Фото: Антон Завьялов
ПЕСНИ-ПЛЯСКИ
Итак, «Озорные песни» — маленький неоклассический балет на шесть солистов, поставленный на нетанцевальную музыку Франсиса Пуленка. Название досталось от основного музыкального источника, вокального цикла на анонимные тексты XVII века. Русское «озорные» немного сбивает; точнее было бы «шаловливые» — Пуленк использовал стихи о любви (и не возвышенной) и радостях вроде хорошей выпивки. Пимонов практически игнорирует тексты. В его «Песнях» есть отношения двоих, лирика, чувства, но в дистиллированном виде. Никаких непристойностей — зато море озорства, молодости, сил.
Формально «Песни» бессюжетны. Нет единой истории и даже ее зачатков. Есть тема и ее вариации. Каждый из одиннадцати музыкальных сегментов связан с маленькой сценкой, наброском. В центре Она и Он; флиртуют, милуются, вспыхивают, тоскуют, расстаются — весь возможный спектр отношений, уложенный в двадцать две минуты. Ровно по сакраментальному «женщина и мужчина на сцене — уже сюжет». Однако отсутствие единой линии не равно отсутствию движения; у «Песен» есть внутренний маршрут. Его обеспечивает заново собранный музыкальный план.
Хореограф почти целиком использует одноименный постановке вокальный цикл Пуленка. Он перетасовывает части, создает новую композицию, отвечающую логике классического танца и воспроизводящую (вольно или нет) один из возможных сценариев отношений в паре. В оригинальном плане «Песен» попарно чередуются быстрые и медленные сегменты — интерес скорее к процессу, к сопоставлению, а не к результату. Пимонов собирает триаду: стремительное начало, лиричная середина, энергичный финал. Для этого ему понадобились другие опусы Пуленка. Вкрапления из «Трех вечных движений» и «Неаполя» возникают в умеренной второй части, дают возможность «сделать вдох», остаться на сцене только фортепианным аккордам и задумчивым, протяжным танцам. А Vite из «Трех пасторалей» запускает бег последней части, готовит кульминацию, которой должен завершиться балет в классической манере.

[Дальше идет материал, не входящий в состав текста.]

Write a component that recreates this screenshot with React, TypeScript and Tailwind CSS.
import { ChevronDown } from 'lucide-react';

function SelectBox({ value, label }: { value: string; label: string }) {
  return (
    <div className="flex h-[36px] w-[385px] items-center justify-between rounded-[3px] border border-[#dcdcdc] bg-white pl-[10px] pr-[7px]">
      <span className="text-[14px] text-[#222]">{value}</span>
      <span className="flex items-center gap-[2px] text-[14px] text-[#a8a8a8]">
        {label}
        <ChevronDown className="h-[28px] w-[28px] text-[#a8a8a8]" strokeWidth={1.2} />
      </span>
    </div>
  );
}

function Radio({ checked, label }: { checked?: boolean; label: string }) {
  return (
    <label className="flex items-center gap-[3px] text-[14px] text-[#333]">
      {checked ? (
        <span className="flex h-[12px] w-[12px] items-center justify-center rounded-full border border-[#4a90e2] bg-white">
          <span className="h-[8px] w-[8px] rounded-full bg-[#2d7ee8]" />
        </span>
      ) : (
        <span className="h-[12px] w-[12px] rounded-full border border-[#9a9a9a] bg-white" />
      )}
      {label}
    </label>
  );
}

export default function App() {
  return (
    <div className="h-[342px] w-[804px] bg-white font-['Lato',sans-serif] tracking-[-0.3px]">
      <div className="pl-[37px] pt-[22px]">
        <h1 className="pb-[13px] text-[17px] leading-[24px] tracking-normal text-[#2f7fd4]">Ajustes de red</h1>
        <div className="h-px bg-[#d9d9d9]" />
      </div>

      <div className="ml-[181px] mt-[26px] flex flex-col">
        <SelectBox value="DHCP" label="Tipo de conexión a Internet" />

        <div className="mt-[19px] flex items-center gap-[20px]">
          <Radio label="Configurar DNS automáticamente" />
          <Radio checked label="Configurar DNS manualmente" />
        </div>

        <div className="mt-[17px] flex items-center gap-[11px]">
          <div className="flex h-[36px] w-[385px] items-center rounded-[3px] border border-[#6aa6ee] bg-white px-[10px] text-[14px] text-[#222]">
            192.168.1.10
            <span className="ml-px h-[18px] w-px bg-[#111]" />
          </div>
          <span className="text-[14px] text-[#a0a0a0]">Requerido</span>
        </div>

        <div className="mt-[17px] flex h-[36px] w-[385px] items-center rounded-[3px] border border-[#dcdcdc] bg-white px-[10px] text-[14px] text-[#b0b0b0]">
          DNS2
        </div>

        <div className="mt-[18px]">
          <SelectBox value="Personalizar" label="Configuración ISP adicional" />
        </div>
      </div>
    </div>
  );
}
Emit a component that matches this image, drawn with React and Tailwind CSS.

На этом работа с музыкой не завершается. Операция, проделанная Пимоновым, напоминает сценические взаимоотношения Баланчина и Стравинского: хореографические акценты меняют восприятие музыки, заставляют найти в ней то, что ухо не всегда ловит. Пимонов слышит музыку Пуленка как подвижную, остроритмическую и — почти народную. Его хореография основана на классическом словаре и при внимательном рассмотрении достаточно строга. Но скорость, сложность элементов, обилие диагональных линий, внедрение характерных движений превращают неоклассический танец в неистовый, взвихренный, совершенно русский по духу пляс. Здесь водят хороводы на пуантах, выбрасывают натянутые носки в центр круга, создавая подобие то ли гулянки, то ли ритуала. Пускаются в мелкий, с притопом перепляс, встроенный в череду лаконичных балетных шагов. Взлетают в поддержках-рыбках. Хореографический текст «Озорных песен» празднует саму стихию танца — изменчивую, быструю, кружащую. Это балет, каким он стал в XX веке после встречи со многими своими «родственниками», танцами в шоу и на эстраде, балет, не чурающийся фольклорных аллюзий, — и то, что пермская труппа умеет и может делать после стольких лет самой разной зарубежной неоклассики в репертуаре. А медленные части Пимонов строит так, что в них видно влияние Джерома Роббинса: бессюжетный балет, соединенный с хорошей мелодраматической игрой. Каждый сегмент длится немного больше минуты. За это время отдельными штрихами — взглядами, поворотами головы, выразительными жестами — создается крошечная, но ясно прорисованная история пары, тех самых женщины и мужчины, чья встреча уже сюжет. И это демонстрирует еще одно умение пермяков, пришедшее и из особенностей русской школы, и из свежего опыта работы, десятилетия Алексея Мирошниченко, который подробно разрабатывал балеты как режиссер, ставил нетривиальные актерские задачи.
Фото: Антон Завьялов
«Озорные песни» не зря встали в середину вечера. Это ладный, «рабочий» балет, в котором сходятся хореографическая мысль, интеллектуальный и творческий бэкграунд автора и его новых подопечных, любопытный разбор музыки, артистические силы. Пимонов с первого шага вписывает себя в историю Пермского театра. Не как героя. Как часть процесса, как нового человека, который, по-видимому, собирается аккуратно продолжать лучшие начинания разных лет и добавлять к ним свои разработки. Его «Песни» — сегодняшний балет, целящий не в потомков, а в существующие радости и нужды. Времени на золотые буквы предостаточно, не стоит торопиться; давайте лучше потанцуем.